Roundabouts are a good analogy for what the internet can and cannot do. Mostly uncommon in the States, I had very little practice with them prior to moving to Europe. At first the merging methodology of roundabouts befuddled me, and I didn’t much care for them. Now with six months of practice under my belt, I wish we had more of them in the States, they’re simply brilliant and better than ‘normal’ intersections. Realizing this, I asked myself why, with the power of the internet to exchange ideas; why hasn’t the notion (or meme) of roundabouts caught on in the States? The answer I come to is that while the internet can expose a person to ideas, it doesn’t change the cognitive patter of the individual enough to change behavior, that there is an environmental component to any behavioral change. To me this is the waterline, where the power of the internet ends.
The power of the internet is the memes that move across it. I don’t just mean LOLCats, or anything concocted by the trolls at 4Chan. I mean that everything you see online is a meme or a meta-meme. The roundabout meme cannot make a person adapt to roundabouts in real life any easier. The person has to physically experience a roundabout to adapt and even appreciate it.
This fact seems largely lost on most people who make their living with Social Media, as well as give a false sense of ‘this time it’s different’ in geopolitics.
CAIRO — Egypt will not allow international groups to monitor its upcoming parliamentary election, the country’s military rulers announced Wednesday, echoing ousted president Hosni Mubarak’s argument that foreign electoral oversight would be an affront to Egyptian sovereignty.
Yes, the Arab Spring used the internet and Social Media to spread the sense of revolution and motivate people to take to the streets. But, it hasn’t changed the basic human paradigm of what it is to hold power and what it takes to change who holds power. This is the internet’s waterline in terms of the Arab Spring.

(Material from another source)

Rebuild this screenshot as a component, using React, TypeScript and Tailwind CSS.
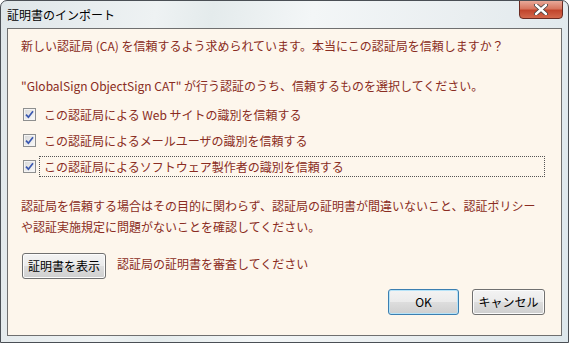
import React from 'react';

const font = { fontFamily: '"Noto Sans CJK JP", "Noto Sans", sans-serif' };

const CheckBox: React.FC = () => (
  <span className="w-[13px] h-[13px] shrink-0 border border-[#8e8f8f] bg-gradient-to-br from-[#d6d6d6] to-[#fbfbfb] shadow-[inset_0_0_0_1px_#f4f4f4] flex items-center justify-center">
    <svg width="9" height="9" viewBox="0 0 9 9">
      <path d="M1 4.6 L3.4 7.2 L8 1.2" fill="none" stroke="#3a58b0" strokeWidth="1.7" />
    </svg>
  </span>
);

const Row: React.FC<{ label: string; focused?: boolean }> = ({ label, focused }) => (
  <div className="flex items-center h-[21px] pl-[15px]">
    <CheckBox />
    <span
      className={
        'ml-[3px] h-[21px] flex items-center pl-[4px] ' +
        (focused ? 'w-[506px] border border-dotted border-[#555]' : 'border border-transparent')
      }
    >
      {label}
    </span>
  </div>
);

const VistaButton: React.FC<{ children: React.ReactNode; width: string; primary?: boolean }> = ({ children, width, primary }) => (
  <button
    className={
      'h-[26px] rounded-[3px] border text-[12px] text-black flex items-center justify-center bg-[linear-gradient(#f3f3f3_0%,#ebebeb_48%,#dddddd_52%,#cfcfcf_100%)] ' +
      width +
      (primary ? ' border-[#3c7fb1] shadow-[inset_0_0_0_1px_#b6e3f8]' : ' border-[#707070] shadow-[inset_0_0_0_1px_#fcfcfc]')
    }
  >
    {children}
  </button>
);

export default function App() {
  return (
    <div
      className="w-[569px] h-[343px] overflow-hidden border border-[#4a4f55] rounded-t-[7px] bg-[linear-gradient(100deg,#dfe6e9_0%,#eef2f3_25%,#e4ebec_34%,#f3f6f7_50%,#e9eef0_75%,#dde7ec_100%)] flex flex-col"
      style={font}
    >
      <div className="h-[27px] flex items-start justify-between pl-[6px] pr-[5px]">
        <span className="text-[12px] text-black mt-[6px] leading-[16px]">証明書のインポート</span>
        <div className="w-[44px] h-[19px] mt-[-1px] rounded-b-[4px] border border-[#6a2b22] bg-[linear-gradient(#e8a999_0%,#d7765f_45%,#c1452c_55%,#d3684c_100%)] flex items-center justify-center">
          <svg width="16" height="11" viewBox="0 0 16 11">
            <path d="M3 1 L13 10 M13 1 L3 10" stroke="#3d3d3d" strokeWidth="4" strokeLinecap="round" />
            <path d="M3 1 L13 10 M13 1 L3 10" stroke="#ffffff" strokeWidth="2.4" strokeLinecap="round" />
          </svg>
        </div>
      </div>
      <div className="flex-1 mx-[6px] mb-[6px] border border-[#6f6f6f] bg-[#fdf6ec] text-[12px] text-[#8a2c22] flex flex-col pl-[13px] pr-[16px] pt-[7px]">
        <p className="leading-[20px]">新しい認証局 (CA) を信頼するよう求められています。本当にこの認証局を信頼しますか？</p>
        <p className="leading-[20px] mt-[20px]">"GlobalSign ObjectSign CAT" が行う認証のうち、信頼するものを選択してください。</p>
        <div className="mt-[8px] ml-[-13px] flex flex-col gap-[5px]">
          <Row label="この認証局による Web サイトの識別を信頼する" />
          <Row label="この認証局によるメールユーザの識別を信頼する" />
          <Row label="この認証局によるソフトウェア製作者の識別を信頼する" focused />
        </div>
        <p className="leading-[21px] mt-[18px]">
          認証局を信頼する場合はその目的に関わらず、認証局の証明書が間違いないこと、認証ポリシー
          <br />
          や認証実施規定に問題がないことを確認してください。
        </p>
        <div className="flex items-center mt-[16px] ml-[1px]">
          <VistaButton width="w-[84px]">証明書を表示</VistaButton>
          <span className="ml-[11px] mb-[4px]">認証局の証明書を審査してください</span>
        </div>
        <div className="flex justify-end gap-[13px] mt-[10px]">
          <VistaButton width="w-[71px]" primary>OK</VistaButton>
          <VistaButton width="w-[73px]">キャンセル</VistaButton>
        </div>
      </div>
    </div>
  );
}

Am I saying that the hopes of many in regards to the Arab Spring are foolish? No, I am not. What I am saying is that the internet will not change the behavior of those in power alone. Behavior is as much a function of one’s environment as it is the memes they have been exposed to. The undue focus that has been paid to Social Media in the Arab Spring neglects the affect that environment has on behavior. It is not a bold new age we’re in because of the internet and its memes.